Le Traité a été respecté de part et d’autre, et les plafonds prévus ont été atteints dès le 5 février 2018. Les deux parties ont procédé à plus de 19 000 échanges d’informations et chaque pays a conduit plus de 150 inspections dans l’autre.  Ce bilan positif n’a pas pour autant fait disparaître les lacunes de l’accord : celui-ci ne porte que sur les systèmes stratégiques et exclut les armes dites tactiques ou non-stratégiques des deux côtés (notamment les 150 bombes à gravitation américaines réparties sur cinq pays de l’OTAN). Il ne concerne que les armes déployées, celles restant en stockage ou en voie de démantèlement n’étant pas comptées (leur total s’élève pourtant à près de 9 000). Chaque bombardier est décompté comme une seule arme alors qu’il peut en embarquer jusqu’à 20. Enfin, il ne comporte pratiquement aucune limite sur les systèmes de défense antimissiles.

Compte tenu de ces insuffisances, dès 2013, Obama a proposé à Poutine de réduire encore d’un tiers le plafond des armes nucléaires stratégiques déployées et d’inclure dans un nouvel accord les armes non-stratégiques. La Russie a conditionné son acceptation à la prise en compte des systèmes défensifs et des missiles conventionnels de précision à longue portée (Prompt Global Strike), que Washington n’était pas disposé à négocier. Il en est résulté l’accentuation de la course aux armements que l’accord New START n’avait fait que ralentir.

Un avenir incertain

Avec la détérioration des relations entre la Russie et l’Occident suite à l’annexion de la Crimée et le durcissement de la politique nucléaire américaine, notamment la dénonciation par Trump du Traité FNI sur les missiles à portée intermédiaire, les chances de remplacer le Traité New START par un accord plus ambitieux encore ont fondu. La prorogation de l’accord pour cinq ans, prévue comme solution d’attente, reste donc la seule réaliste. Les milieux conservateurs aux Etats-Unis s’y sont opposés en arguant que Moscou avait mis au point de nouveaux systèmes tels le missile intercontinental lourd Sarmat et le lanceur hypersonique Avangard qui échappaient au décompte de New START. Or la Russie a déclaré sa disponibilité à inclure ces systèmes dans les plafonds actuels et à proroger ‘techniquement’ le traité. Quant aux autres nouvelles armes développées par la Russie, la torpille nucléaire Poséidon et le missile de croisière à propulsion nucléaire Burevestnik, elles ne sont qu’au stade de prototypes et pourraient faire partie d’un futur accord.

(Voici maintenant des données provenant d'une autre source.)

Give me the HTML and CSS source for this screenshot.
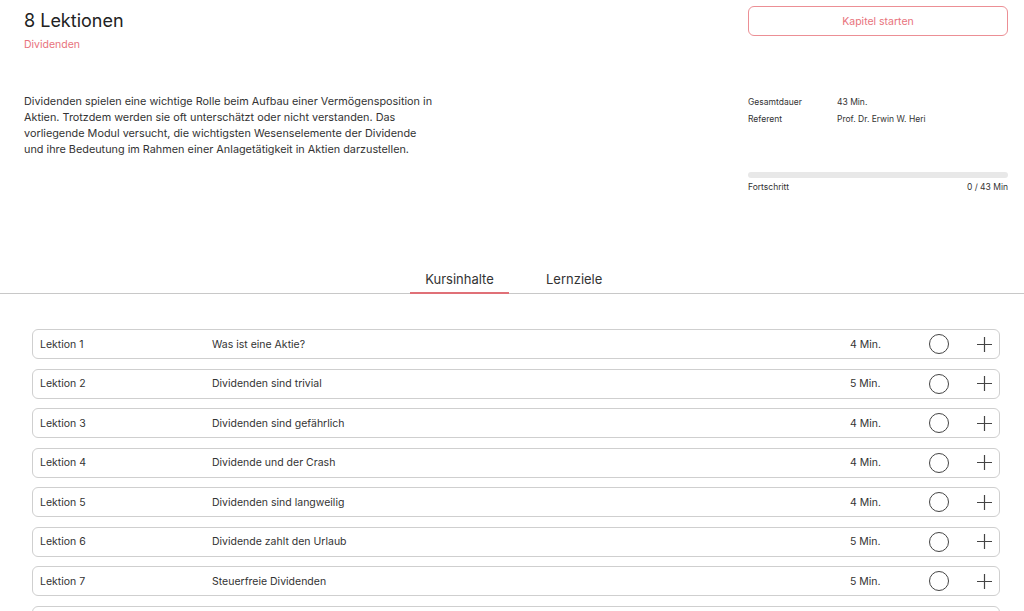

Autre obstacle soulevé par l’administration Trump : celle-ci insiste pour inclure la Chine dans un accord trilatéral imposant des contraintes à l’arsenal chinois. Pékin a beau jeu de rétorquer que le nombre  de ses armes ne représente qu’une fraction infime des arsenaux américains et chinois (2,6 % pour être précis). La Russie pourrait tout aussi bien réclamer d’attirer la France et le Royaume-Uni à la table de négociation, ce qu’elle a déjà tenté en vain d’obtenir dans le passé.

Risque d’escalade

Si le Traité New START n’était pas prorogé d’ici février 2021, Trump priverait son pays du système bilatéral de vérification stabilisateur qui lui permettait de se tenir informé des évolutions de l’arsenal nucléaire russe.  Le monde se retrouverait dépourvu de tout cadre juridique destiné à encadrer la course aux armements nucléaires. Il pourrait alors être entraîné vers une escalade de la terreur. Seul espoir : que l’ambition électorale de Trump l’amène à escompter un meilleur impact économique d’un deal avec Poutine que du chaos qui résulterait de l’abandon de l’accord.